Texto del Evangelio (Mt 26,14-25): En aquel tiempo, uno de los Doce, llamado Judas Iscariote, fue
donde los sumos sacerdotes, y les dijo: «¿Qué queréis darme, y yo os lo
entregaré?». Ellos le asignaron treinta monedas de plata. Y desde ese momento
andaba buscando una oportunidad para entregarle.
El primer día de los Ázimos, los discípulos se
acercaron a Jesús y le dijeron: «¿Dónde quieres que te hagamos los preparativos
para comer el cordero de Pascua?». Él les dijo: «Id a la ciudad, a casa de
fulano, y decidle: ‘El Maestro dice: Mi tiempo está cerca; en tu casa voy a
celebrar la Pascua con mis discípulos’». Los discípulos hicieron lo que Jesús
les había mandado, y prepararon la Pascua.
Al atardecer, se puso a la mesa con los Doce. Y
mientras comían, dijo: «Yo os aseguro que uno de vosotros me entregará». Muy
entristecidos, se pusieron a decirle uno por uno: «¿Acaso soy yo, Señor?». Él
respondió: «El que ha mojado conmigo la mano en el plato, ése me entregará. El
Hijo del hombre se va, como está escrito de Él, pero ¡ay de aquel por quien el
Hijo del hombre es entregado! ¡Más le valdría a ese hombre no haber nacido!».

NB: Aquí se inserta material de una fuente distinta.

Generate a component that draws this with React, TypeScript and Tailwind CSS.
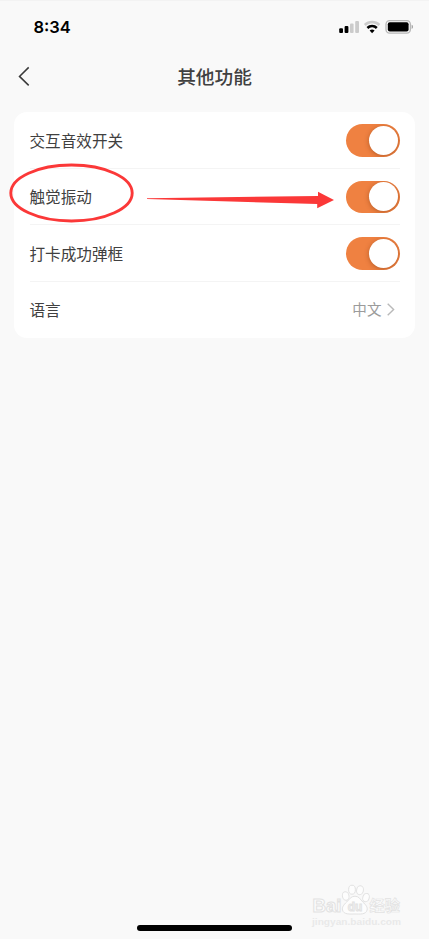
const toggles = [
  { label: '交互音效开关' },
  { label: '触觉振动' },
  { label: '打卡成功弹框' },
]

function StatusBar() {
  return (
    <div className="flex h-[54px] items-center justify-between pr-[15px] pb-[1px] pl-[33.5px]">
      <span className="pt-[2px] font-['Inter','Liberation_Sans',sans-serif] text-[16.5px] leading-none font-semibold text-black">
        8:34
      </span>
      <svg width="76" height="16" viewBox="338 19 76 16" className="shrink-0">
        {/* Signal */}
        <rect x="339.2" y="28.2" width="3.8" height="4.8" rx="1" fill="#000" />
        <rect x="344.6" y="26" width="3.8" height="7" rx="1" fill="#000" />
        <rect x="350" y="23.6" width="3.6" height="9.4" rx="1" fill="#cbcbcb" />
        <rect x="355.2" y="21" width="3.8" height="12" rx="1" fill="#cbcbcb" />
        {/* Wi-Fi */}
        <path d="M364.8 25a10.500 10.500 0 0 1 14.600 0" fill="none" stroke="#cbcbcb" strokeWidth="2.5" />
        <path d="M367.400 28a6.700 6.700 0 0 1 9.400 0" fill="none" stroke="#000" strokeWidth="2.5" />
        <path d="M372.1 33.200 369.600 30.600a3.600 3.600 0 0 1 5 0z" fill="#000" />
        {/* Battery */}
        <rect x="386" y="20.6" width="24.4" height="12.6" rx="3.6" fill="none" stroke="#b8b8b8" strokeWidth="1.3" />
        <rect x="387.8" y="22.3" width="20.8" height="9.2" rx="2" fill="#000" />
        <path d="M411.6 24.8c1.9.6 1.9 3.6 0 4.2z" fill="#a5a5a5" />
      </svg>
    </div>
  )
}

function Toggle() {
  return (
    <div className="flex h-[32.5px] w-[54px] items-center justify-end overflow-hidden rounded-full bg-[#ef8141] pr-[2px]">
      <div className="h-[29px] w-[29px] rounded-full bg-white shadow-[0_1px_5px_rgba(100,40,0,0.4)]" />
    </div>
  )
}

function Watermark() {
  return (
    <svg
      width="96"
      height="46"
      viewBox="309 884 96 46"
      className="absolute top-[884px] left-[309px]"
      fill="#fdfdfd"
      stroke="#e2e2e2"
      strokeWidth="1"
      fontFamily="'Liberation Sans', 'Noto Sans CJK SC', sans-serif"
      fontWeight="bold"
    >
      <text x="312.500" y="911.500" fontSize="18.500" textLength="29" lengthAdjust="spacingAndGlyphs">Bai</text>
      <ellipse cx="345.700" cy="896" rx="3.300" ry="4.300" transform="rotate(-12 345.7 896)" />
      <ellipse cx="352" cy="889.700" rx="3.400" ry="4.500" />
      <ellipse cx="360" cy="890.200" rx="3.400" ry="4.500" transform="rotate(10 360 890.2)" />
      <ellipse cx="366" cy="897.600" rx="3.200" ry="4.300" transform="rotate(18 366 897.6)" />
      <path d="M355 896.200c4.200 0 5.200 3.300 7.800 5.800 2.800 2.600 5 5 4.300 8-1.200 4.800-7.100 4-12.100 4s-11.400.8-12.500-4c-.7-3 1.500-5.400 4.200-8 2.700-2.500 4-5.800 8.300-5.800z" />
      <text x="347.800" y="910.800" fontSize="12.500" fill="#f4f4f4" textLength="14.500" lengthAdjust="spacingAndGlyphs">du</text>
      <text x="369.500" y="911.200" fontSize="15.200" strokeWidth="0.700">经验</text>
      <text x="312" y="924.500" fontSize="9.300" fill="#e9e9e9" stroke="none" textLength="89" lengthAdjust="spacingAndGlyphs">
        jingyan.baidu.com
      </text>
    </svg>
  )
}

export default function App() {
  return (
    <main className="relative flex h-[939px] w-[429px] flex-col overflow-hidden bg-[#f9f9f9] font-['Noto_Sans_CJK_SC',sans-serif] text-[#404040] shadow-[inset_0_1px_0_#f3f3f3]">
      <StatusBar />

      {/* Header */}
      <header className="grid h-[44px] grid-cols-[1fr_auto_1fr] items-center pl-[18px]">
        <svg width="12" height="20" viewBox="0 0 12 20" fill="none" stroke="#3a3a3a" strokeWidth="1.5">
          <path d="M10.700 1.400 1.500 10.400l9.200 9" />
        </svg>
        <h1 className="pr-[18px] text-[18.7px] leading-none font-medium">其他功能</h1>
      </header>

      {/* Settings */}
      <section className="mx-[14px] mt-[14px] h-[226px] rounded-[13px] bg-white px-[15.5px]">
        {toggles.map((item) => (
          <div
            key={item.label}
            className="flex h-[56.5px] items-center justify-between border-b border-[#f4f4f4] pt-[1px]"
          >
            <span className="pt-[1px] text-[15.6px] leading-none">{item.label}</span>
            <Toggle />
          </div>
        ))}
        <div className="flex h-[56.5px] items-center justify-between">
          <span className="text-[15.6px] leading-none">语言</span>
          <span className="flex items-center gap-[5px] pr-[5px] text-[#9b9b9b]">
            <span className="text-[14.6px] leading-none">中文</span>
            <svg width="8" height="13" viewBox="0 0 8 13" fill="none" stroke="#b9b9b9" strokeWidth="1.4">
              <path d="m.7 .8 5.900 5.700L.7 12.200" />
            </svg>
          </span>
        </div>
      </section>

      <div className="mt-auto mb-[8.5px] h-[5.500px] w-[155px] self-center rounded-full bg-black" />

      {/* Hand-drawn marks over the second row */}
      <svg width="429" height="60" viewBox="0 163 429 60" className="pointer-events-none absolute top-[163px] left-0">
        <ellipse cx="71.500" cy="193" rx="60.700" ry="28" fill="none" stroke="#fb3838" strokeWidth="2.900" />
        <path d="M147 198.200 318 196v-4.300L334 200l-16.800 8.200V204L147 199z" fill="#fb3838" />
      </svg>

      <Watermark />
    </main>
  )
}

Entonces preguntó Judas, el que iba a entregarle: «¿Soy yo acaso, Rabí?».
Dícele: «Sí, tú lo has dicho».
«Yo os aseguro que uno de vosotros me
entregará»
Comentario: P. Raimondo M. SORGIA Mannai OP (San
Doménico di Fiesole, Florencia, Italia)
Hoy, el Evangelio nos
propone —por lo menos— tres consideraciones. La primera es que, cuando el amor
hacia el Señor se entibia, entonces la voluntad cede a otros reclamos, donde la
voluptuosidad parece ofrecernos platos más sabrosos pero, en realidad,
condimentados por degradantes e inquietantes venenos. Dada nuestra nativa
fragilidad, no hay que permitir que disminuya el fuego del fervor que, si no
sensible, por lo menos mental, nos une con Aquel que nos ha amado hasta ofrecer
su vida por nosotros.
La segunda
consideración se refiere a la misteriosa elección del sitio donde Jesús quiere
consumir su cena pascual. «Id a la ciudad, a casa de fulano, y decidle: ‘El
Maestro dice: Mi tiempo está cerca; en tu casa voy a celebrar la Pascua con mis
discípulos’» (Mt 26,18). El dueño de la casa, quizá, no fuera uno de los amigos
declarados del Señor; pero debía tener el oído despierto para escuchar las
llamadas “interiores”. El Señor le habría hablado en lo íntimo —como a menudo
nos habla—, a través de mil incentivos para que le abriera la puerta. Su
fantasía y su omnipotencia, soportes del amor infinito con el cual nos ama, no
conocen fronteras y se expresan de maneras siempre aptas a cada situación
personal. Cuando oigamos la llamada hemos de “rendirnos”, dejando aparte los
sofismas y aceptando con alegría ese “mensajero libertador”. Es como si alguien
se hubiese presentado a la puerta de la cárcel y nos invita a seguirlo, como
hizo el Ángel con Pedro diciéndole: «Rápido, levántate y sígueme» (Hch
12,7).
El tercer motivo de
meditación nos lo ofrece el traidor que intenta esconder su crimen ante la
mirada escudriñadora del Omnisciente. Lo había intentado ya el mismo Adán y,
después, su hijo fratricida Caín, pero inútilmente. Antes de ser nuestro
exactísimo Juez, Dios se nos presenta como padre y madre, que no se rinde ante
la idea de perder a un hijo. A Jesús le duele el corazón no tanto por haber
sido traicionado cuanto por ver a un hijo alejarse irremediablemente de Él.